You need to define another typeclass to build a list of functions for Object' though.

class BuildObject'Arrows objectTypes titleTypes where
  buildObject'Arrows ::
    AreObjects objectTypes titleTypes ->
    (forall ageType titleType. Object' ageType titleType -> titleType) ->
    HList (Arrows objectTypes titleTypes)
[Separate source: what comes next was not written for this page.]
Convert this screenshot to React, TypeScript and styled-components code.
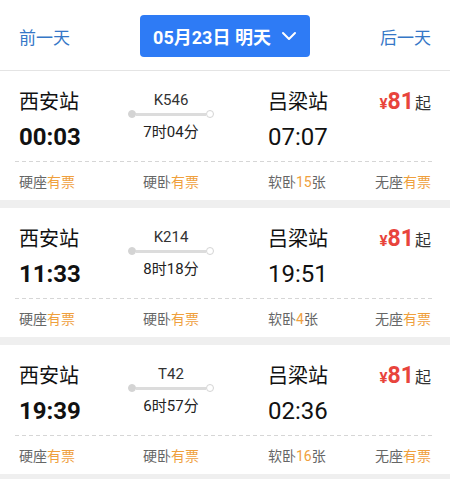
import React from 'react';
import styled, { createGlobalStyle } from 'styled-components';

interface Train {
  no: string;
  from: string;
  to: string;
  depart: string;
  arrive: string;
  duration: string;
  price: number;
  seats: { name: string; left: string }[];
}

const trains: Train[] = [
  {
    no: 'K546',
    from: '西安站',
    to: '吕梁站',
    depart: '00:03',
    arrive: '07:07',
    duration: '7时04分',
    price: 81,
    seats: [
      { name: '硬座', left: '有票' },
      { name: '硬卧', left: '有票' },
      { name: '软卧', left: '15' },
      { name: '无座', left: '有票' },
    ],
  },
  {
    no: 'K214',
    from: '西安站',
    to: '吕梁站',
    depart: '11:33',
    arrive: '19:51',
    duration: '8时18分',
    price: 81,
    seats: [
      { name: '硬座', left: '有票' },
      { name: '硬卧', left: '有票' },
      { name: '软卧', left: '4' },
      { name: '无座', left: '有票' },
    ],
  },
  {
    no: 'T42',
    from: '西安站',
    to: '吕梁站',
    depart: '19:39',
    arrive: '02:36',
    duration: '6时57分',
    price: 81,
    seats: [
      { name: '硬座', left: '有票' },
      { name: '硬卧', left: '有票' },
      { name: '软卧', left: '16' },
      { name: '无座', left: '有票' },
    ],
  },
];

const GlobalStyle = createGlobalStyle`
  html, body {
    margin: 0;
    padding: 0;
    background: #efefef;
    font-family: Roboto, "Noto Sans CJK SC", sans-serif;
  }
`;

const Page = styled.div`
  width: 450px;
  min-height: 479px;
  background: #efefef;
`;

const Header = styled.div`
  height: 70px;
  background: #fff;
  border-bottom: 1px solid #e4e4e4;
  display: flex;
  align-items: center;
  justify-content: space-between;
  padding: 0 19px;
`;

const DayLink = styled.span`
  font-size: 17px;
  color: #3577c7;
  padding-top: 3px;
`;

const DateButton = styled.div`
  width: 170px;
  height: 42px;
  box-sizing: border-box;
  background: #2e7bf5;
  border-radius: 4px;
  color: #fff;
  font-size: 18px;
  font-weight: 700;
  display: flex;
  align-items: center;
  justify-content: center;
  gap: 10px;
  margin-top: 1px;
`;

const List = styled.div`
  display: flex;
  flex-direction: column;
  gap: 8px;
`;

const Card = styled.div`
  background: #fff;
  padding: 18px 15px 8px;
`;

const TopGrid = styled.div`
  display: grid;
  grid-template-columns: 108px 88px 1fr auto;
  grid-template-rows: 26px 30px;
  row-gap: 7px;
  padding: 0 4px;
`;

const Station = styled.div<{ $pad?: boolean }>`
  font-size: 20px;
  line-height: 26px;
  color: #111;
  padding-left: ${(p) => (p.$pad ? '53px' : '0')};
`;

const Time = styled.div<{ $bold?: boolean; $pad?: boolean }>`
  grid-row: 2;
  grid-column: ${(p) => (p.$pad ? 3 : 1)};
  font-size: 24px;
  line-height: 30px;
  color: #111;
  font-weight: ${(p) => (p.$bold ? 700 : 400)};
  padding-left: ${(p) => (p.$pad ? '53px' : '0')};
`;

const Middle = styled.div`
  grid-column: 2;
  grid-row: 1 / span 2;
  display: flex;
  flex-direction: column;
  align-items: center;
  margin-top: 1px;
`;

const TrainNo = styled.div`
  font-size: 15px;
  line-height: 20px;
  color: #333;
`;

const Track = styled.div`
  width: 86px;
  height: 8px;
  display: flex;
  align-items: center;
`;

const TrackLine = styled.div`
  flex: 1;
  height: 3px;
  background: #dcdcdc;
`;

const Dot = styled.div<{ $hollow?: boolean }>`
  width: 8px;
  height: 8px;
  box-sizing: border-box;
  border-radius: 50%;
  background: ${(p) => (p.$hollow ? '#fff' : '#d4d4d4')};
  border: 1.5px solid #d4d4d4;
  flex-shrink: 0;
`;

const Duration = styled.div`
  font-size: 15px;
  line-height: 20px;
  color: #222;
  margin-top: 4px;
`;

const Price = styled.div`
  grid-column: 4;
  grid-row: 1;
  justify-self: end;
  display: flex;
  align-items: baseline;
  color: #e8443c;
  font-weight: 700;
  line-height: 26px;
`;

const Yen = styled.span`
  font-size: 15px;
`;

const Amount = styled.span`
  font-size: 23px;
`;

const Suffix = styled.span`
  font-size: 16px;
  font-weight: 400;
  color: #333;
  margin-left: 1px;
`;

const Divider = styled.div`
  margin-top: 9px;
  height: 1px;
  background: repeating-linear-gradient(to right, #d6d6d6 0 4px, transparent 4px 7px);
`;

const SeatGrid = styled.div`
  display: grid;
  grid-template-columns: 108px 88px 1fr auto;
  padding: 0 4px;
  margin-top: 10px;
`;

const Seat = styled.div<{ $align: 'start' | 'center' | 'end'; $pad?: boolean }>`
  font-size: 14px;
  line-height: 20px;
  color: #666;
  white-space: nowrap;
  justify-self: ${(p) => p.$align};
  padding-left: ${(p) => (p.$pad ? '53px' : '0')};
`;

const Avail = styled.span`
  color: #efa03d;
`;

const Chevron = () => (
  <svg width="16" height="10" viewBox="0 0 16 10" fill="none">
    <path d="M2 2l6 6 6-6" stroke="#fff" strokeWidth="2" strokeLinecap="round" strokeLinejoin="round" />
  </svg>
);

const SeatCell: React.FC<{ name: string; left: string; idx: number }> = ({ name, left, idx }) => {
  const align = idx === 0 ? 'start' : idx === 1 ? 'center' : idx === 2 ? 'start' : 'end';
  const isCount = /^\d+$/.test(left);
  return (
    <Seat $align={align} $pad={idx === 2}>
      {name}
      <Avail>{left}</Avail>
      {isCount ? '张' : ''}
    </Seat>
  );
};

const TrainCard: React.FC<{ t: Train }> = ({ t }) => (
  <Card>
    <TopGrid>
      <Station>{t.from}</Station>
      <Middle>
        <TrainNo>{t.no}</TrainNo>
        <Track>
          <Dot />
          <TrackLine />
          <Dot $hollow />
        </Track>
        <Duration>{t.duration}</Duration>
      </Middle>
      <Station $pad>{t.to}</Station>
      <Price>
        <Yen>¥</Yen>
        <Amount>{t.price}</Amount>
        <Suffix>起</Suffix>
      </Price>
      <Time $bold>{t.depart}</Time>
      <Time $pad>{t.arrive}</Time>
    </TopGrid>
    <Divider />
    <SeatGrid>
      {t.seats.map((s, i) => (
        <SeatCell key={s.name} name={s.name} left={s.left} idx={i} />
      ))}
    </SeatGrid>
  </Card>
);

export default function App() {
  return (
    <Page>
      <GlobalStyle />
      <Header>
        <DayLink>前一天</DayLink>
        <DateButton>
          <span>05月23日 明天</span>
          <Chevron />
        </DateButton>
        <DayLink>后一天</DayLink>
      </Header>
      <List>
        {trains.map((t) => (
          <TrainCard key={t.no} t={t} />
        ))}
      </List>
    </Page>
  );
}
instance BuildObject'Arrows '[] '[] where
  buildObject'Arrows AreObjectsNil _ = HNil

instance
  (BuildObject'Arrows objectTypes titleTypes) =>
  BuildObject'Arrows (Object' ageType titleType ': objectTypes) (titleType ': titleTypes)
  where
  buildObject'Arrows (AreObjectsCons IsObject' areObjects) f =
    HCons f (buildObject'Arrows @objectTypes @titleTypes areObjects f)
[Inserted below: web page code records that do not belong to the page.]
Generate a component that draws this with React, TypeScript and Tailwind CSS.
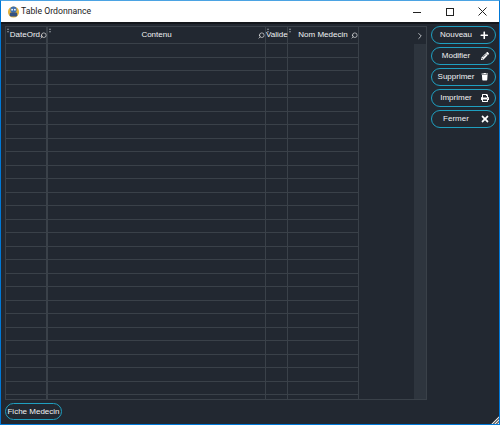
import { FaPlus, FaPencilAlt, FaTrash, FaPrint, FaTimes } from "react-icons/fa";
import { Search, ChevronRight } from "lucide-react";
import type { ReactNode } from "react";

const rows = Array.from({ length: 27 }, (_, i) => i);

const actions: { label: string; icon: ReactNode }[] = [
  { label: "Nouveau", icon: <FaPlus size={8.5} /> },
  { label: "Modifier", icon: <FaPencilAlt size={8} /> },
  { label: "Supprimer", icon: <FaTrash size={7.5} /> },
  { label: "Imprimer", icon: <FaPrint size={8} /> },
  { label: "Fermer", icon: <FaTimes size={10} /> },
];

function HeadCell({ label, width, line, search }: { label: string; width: string; line: string; search?: string }) {
  return (
    <div className={`relative flex h-full shrink-0 items-center border-[#3a4149] ${line} ${width}`}>
      <span className="absolute left-[1px] top-[1px] flex flex-col gap-[1px]">
        <span className="h-0 w-0 border-x-[1.5px] border-b-[2px] border-x-transparent border-b-[#8a9099]" />
        <span className="h-0 w-0 border-x-[1.5px] border-t-[2px] border-x-transparent border-t-[#8a9099]" />
      </span>
      <span className="flex-1 whitespace-nowrap text-center text-[8px] text-[#f0f2f4]">{label}</span>
      {search && <Search size={7} strokeWidth={2} className={`absolute top-[5px] -scale-x-100 text-white ${search}`} />}
    </div>
  );
}

function Row() {
  return (
    <div className="flex h-[13.5px] w-[353px] border-b border-[#3a4149]">
      <div className="w-[42px] shrink-0 border-r-2 border-[#3a4149]" />
      <div className="w-[218px] shrink-0 border-r border-[#3a4149]" />
      <div className="w-[22px] shrink-0 border-r border-[#3a4149]" />
      <div className="w-[71px] shrink-0 border-r border-[#3a4149]" />
    </div>
  );
}

export default function App() {
  return (
    <div className="flex h-[425px] w-[500px] flex-col overflow-hidden border border-[#0078d7] border-t-[#4ba3e3] [font-family:'Liberation_Sans',sans-serif]">
      <div className="flex h-[21px] shrink-0 items-center bg-white pl-[6px]">
        <svg width="13" height="13" viewBox="0 0 14 14" className="mr-[1px]">
          <circle cx="7" cy="7.5" r="6" fill="#e3b23c" />
          <circle cx="7" cy="5" r="3.4" fill="#3c6fb0" />
          <rect x="3" y="8" width="8" height="4.5" rx="1.5" fill="#35517f" />
          <circle cx="5.5" cy="5" r="1" fill="#fff" />
          <circle cx="8.5" cy="5" r="1" fill="#fff" />
        </svg>
        <span className="[font-family:Roboto,sans-serif] text-[8.7px] text-[#222]">Table Ordonnance</span>
        <div className="ml-auto flex items-center">
          <div className="flex w-[33px] justify-center">
            <svg width="8" height="8" viewBox="0 0 8 8"><path d="M0 4.5H8" stroke="#222" /></svg>
          </div>
          <div className="flex w-[33px] justify-center">
            <svg width="8" height="8" viewBox="0 0 8 8"><rect x="0.5" y="0.5" width="7" height="7" fill="none" stroke="#222" /></svg>
          </div>
          <div className="flex w-[33px] justify-center">
            <svg width="9" height="9" viewBox="0 0 9 9"><path d="M0.5 0.5L8.5 8.5M8.5 0.5L0.5 8.5" stroke="#222" /></svg>
          </div>
        </div>
      </div>
      <div className="h-[2px] shrink-0 bg-[#14171c]" />
      <div className="relative flex min-h-0 flex-1 flex-col bg-[#222831] px-[4px] pt-[2px]">
        <div className="flex gap-[4px]">
          <div className="flex h-[374px] w-[422px] shrink-0 border border-[#3a4149]">
            <div className="h-full flex-1 overflow-hidden">
              <div className="flex h-[17px] w-[353px] border-b border-[#3a4149]">
                <HeadCell label="DateOrd." width="w-[42px]" line="border-r-2" search="right-[-1px]" />
                <HeadCell label="Contenu" width="w-[218px]" line="border-r" search="right-0" />
                <HeadCell label="Valide" width="w-[22px]" line="border-r" />
                <HeadCell label="Nom Medecin" width="w-[71px]" line="border-r" search="right-0" />
              </div>
              {rows.map((r) => (
                <Row key={r} />
              ))}
            </div>
            <div className="flex w-[12px] shrink-0 flex-col">
              <div className="flex h-[17px] items-center justify-center text-[#d5d8dc]">
                <ChevronRight size={10} strokeWidth={2} />
              </div>
              <div className="flex-1 bg-[#2e353e]" />
            </div>
          </div>
          <div className="flex flex-col gap-[3px]">
            {actions.map((a) => (
              <button
                key={a.label}
                className="flex h-[18px] w-[65px] items-center rounded-full border-[1.3px] border-[#1f9fc0] pr-[4px] text-[8px] text-[#f0f2f4]"
              >
                <span className="flex-1 pl-[2px] text-center">{a.label}</span>
                <span className="flex w-[13px] justify-center text-white">{a.icon}</span>
              </button>
            ))}
          </div>
        </div>
        <div className="mt-[3px] flex">
          <button className="h-[17px] w-[57px] rounded-full border-[1.3px] border-[#1f9fc0] text-[8px] text-[#f0f2f4]">
            Fiche Medecin
          </button>
        </div>
        <div className="absolute bottom-0 right-0 h-[8px] w-[8px] bg-[repeating-linear-gradient(135deg,#e8e8e8_0,#e8e8e8_1px,#777_1px,#777_2px)] [clip-path:polygon(100%_0,100%_100%,0_100%)]" />
      </div>
    </div>
  );
}
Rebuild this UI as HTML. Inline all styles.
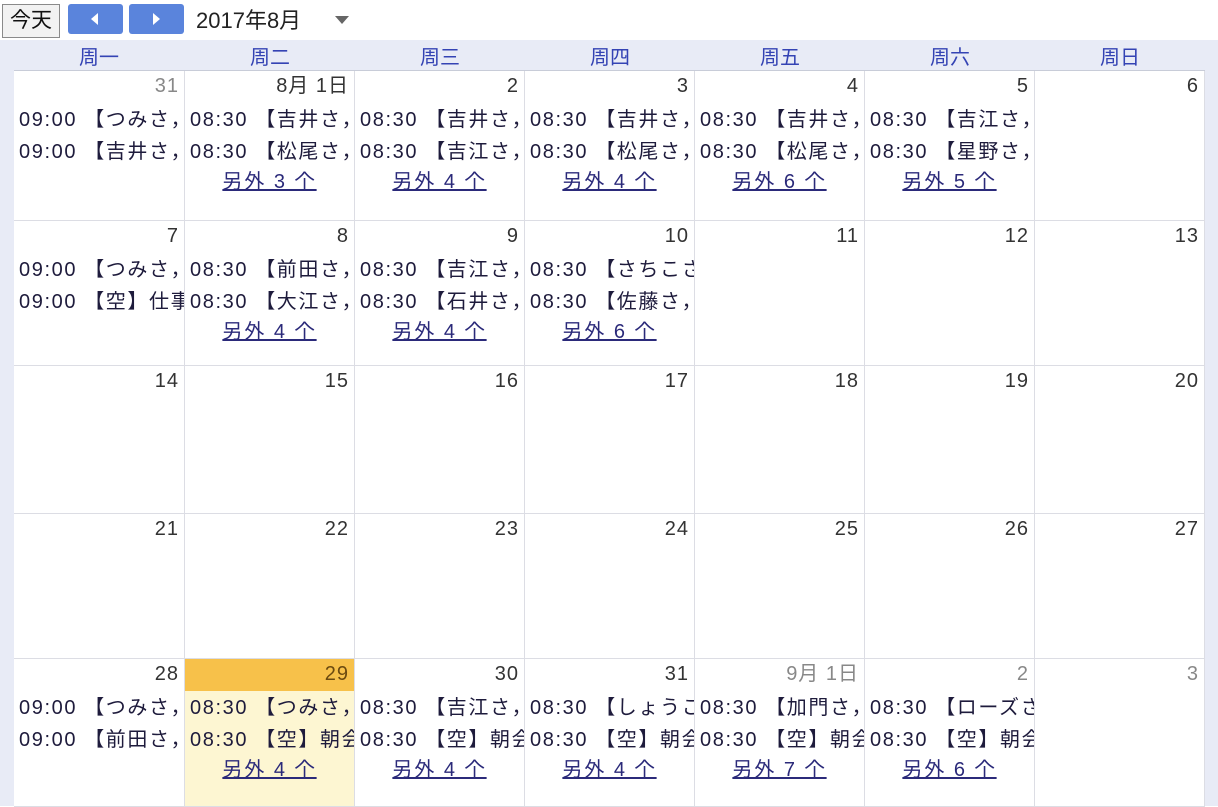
<!DOCTYPE html>
<html><head><meta charset="utf-8"><style>
*{margin:0;padding:0;box-sizing:border-box}
body{width:1218px;height:806px;background:#fff;font-family:"Liberation Sans","Noto Sans CJK JP",sans-serif;color:#1e1b3c;position:relative;overflow:hidden}
.bg{position:absolute;left:0;top:40px;width:1218px;height:766px;background:#e8ebf6}
.today{position:absolute;left:2px;top:4px;width:58px;height:34px;border:1px solid #8a8a8a;background:#f2f2f2;font-size:21px;line-height:32px;text-align:center;color:#111}
.nb{position:absolute;top:4px;width:55px;height:30px;background:#5a84dc;border-radius:3px}
.nb svg{position:absolute;left:20px;top:8px}
.title{position:absolute;left:196px;top:6px;font-size:22px;line-height:30px;color:#222}
.dd{position:absolute;left:335px;top:16px;width:0;height:0;border-left:7px solid transparent;border-right:7px solid transparent;border-top:8px solid #666}
.wd{position:absolute;top:44px;height:26px;width:170px;text-align:center;font-size:20px;line-height:28px;color:#3443b4}
.grid{position:absolute;left:14px;top:70px;display:grid;grid-template-columns:171px 170px 170px 170px 170px 170px 170px;grid-template-rows:150px 145px 148px 145px 148px;background:#fff;border-top:1px solid #c8ccd8}
.c{position:relative;border-right:1px solid #dcdde4;border-bottom:1px solid #dcdde4;overflow:hidden;background:#fff}
.d{position:absolute;right:5px;top:4px;font-size:20px;line-height:22px;color:#333;letter-spacing:1px}
.o .d{color:#888}
.e{position:absolute;left:5px;font-size:20px;line-height:24px;white-space:nowrap;color:#1e1b3c;letter-spacing:1.6px}
.e1{top:37px}.e2{top:69px}
.m{position:absolute;left:0;right:0;top:99px;text-align:center;font-size:20px;line-height:24px;color:#2b2a7a;text-decoration:underline;letter-spacing:2px}
.t{background:#fdf6d2}
.t .hd{position:absolute;left:0;right:0;top:0;height:32px;background:#f7c14a}
.t .d{color:#6b4a10}
</style></head><body>
<div class="bg"></div>
<div class="today">今天</div>
<div class="nb" style="left:68px"><svg width="14" height="14"><path d="M10 1 L3 7 L10 13 Z" fill="#fff"/></svg></div>
<div class="nb" style="left:129px"><svg width="14" height="14"><path d="M4 1 L11 7 L4 13 Z" fill="#fff"/></svg></div>
<div class="title">2017年8月</div>
<div class="dd"></div>
<div class="wd" style="left:14px">周一</div>
<div class="wd" style="left:185px">周二</div>
<div class="wd" style="left:355px">周三</div>
<div class="wd" style="left:525px">周四</div>
<div class="wd" style="left:695px">周五</div>
<div class="wd" style="left:865px">周六</div>
<div class="wd" style="left:1035px">周日</div>
<div class="grid">
<div class="c o"><div class="d">31</div><div class="e e1">09:00 【つみさ，</div><div class="e e2">09:00 【吉井さ，</div></div>
<div class="c"><div class="d">8月 1日</div><div class="e e1">08:30 【吉井さ，</div><div class="e e2">08:30 【松尾さ，</div><div class="m">另外 3 个</div></div>
<div class="c"><div class="d">2</div><div class="e e1">08:30 【吉井さ，</div><div class="e e2">08:30 【吉江さ，</div><div class="m">另外 4 个</div></div>
<div class="c"><div class="d">3</div><div class="e e1">08:30 【吉井さ，</div><div class="e e2">08:30 【松尾さ，</div><div class="m">另外 4 个</div></div>
<div class="c"><div class="d">4</div><div class="e e1">08:30 【吉井さ，</div><div class="e e2">08:30 【松尾さ，</div><div class="m">另外 6 个</div></div>
<div class="c"><div class="d">5</div><div class="e e1">08:30 【吉江さ，</div><div class="e e2">08:30 【星野さ，</div><div class="m">另外 5 个</div></div>
<div class="c"><div class="d">6</div></div>
<div class="c"><div class="d">7</div><div class="e e1">09:00 【つみさ，</div><div class="e e2">09:00 【空】仕事</div></div>
<div class="c"><div class="d">8</div><div class="e e1">08:30 【前田さ，</div><div class="e e2">08:30 【大江さ，</div><div class="m">另外 4 个</div></div>
<div class="c"><div class="d">9</div><div class="e e1">08:30 【吉江さ，</div><div class="e e2">08:30 【石井さ，</div><div class="m">另外 4 个</div></div>
<div class="c"><div class="d">10</div><div class="e e1">08:30 【さちこさん</div><div class="e e2">08:30 【佐藤さ，</div><div class="m">另外 6 个</div></div>
<div class="c"><div class="d">11</div></div>
<div class="c"><div class="d">12</div></div>
<div class="c"><div class="d">13</div></div>
<div class="c"><div class="d">14</div></div>
<div class="c"><div class="d">15</div></div>
<div class="c"><div class="d">16</div></div>
<div class="c"><div class="d">17</div></div>
<div class="c"><div class="d">18</div></div>
<div class="c"><div class="d">19</div></div>
<div class="c"><div class="d">20</div></div>
<div class="c"><div class="d">21</div></div>
<div class="c"><div class="d">22</div></div>
<div class="c"><div class="d">23</div></div>
<div class="c"><div class="d">24</div></div>
<div class="c"><div class="d">25</div></div>
<div class="c"><div class="d">26</div></div>
<div class="c"><div class="d">27</div></div>
<div class="c"><div class="d">28</div><div class="e e1">09:00 【つみさ，</div><div class="e e2">09:00 【前田さ，</div></div>
<div class="c t"><div class="hd"></div><div class="d">29</div><div class="e e1">08:30 【つみさ，</div><div class="e e2">08:30 【空】朝会</div><div class="m">另外 4 个</div></div>
<div class="c"><div class="d">30</div><div class="e e1">08:30 【吉江さ，</div><div class="e e2">08:30 【空】朝会</div><div class="m">另外 4 个</div></div>
<div class="c"><div class="d">31</div><div class="e e1">08:30 【しょうこ</div><div class="e e2">08:30 【空】朝会</div><div class="m">另外 4 个</div></div>
<div class="c o"><div class="d">9月 1日</div><div class="e e1">08:30 【加門さ，</div><div class="e e2">08:30 【空】朝会</div><div class="m">另外 7 个</div></div>
<div class="c o"><div class="d">2</div><div class="e e1">08:30 【ローズさん</div><div class="e e2">08:30 【空】朝会</div><div class="m">另外 6 个</div></div>
<div class="c o"><div class="d">3</div></div>
</div>
</body></html>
mappedTitles :: HList [Literal "x", Literal "y", Literal "z"]
mappedTitles =
  let areObjects =
        AreObjectsCons
          IsObject'
          ( AreObjectsCons
              IsObject'
              (AreObjectsCons IsObject' AreObjectsNil)
          )
  in map
    areObjects
    (buildObject'Arrows areObjects title)
    exampleObjects'

You can of course build type witnesses using typeclasses here, too, but you still need to write a typeclass and its instances for each type you want to apply map to.

This is almost identical to what we did with TypeScript in the first post. You need to write a lot more than in TypeScript because we casted to any at lot of places in TypeScript while this one is type-safe.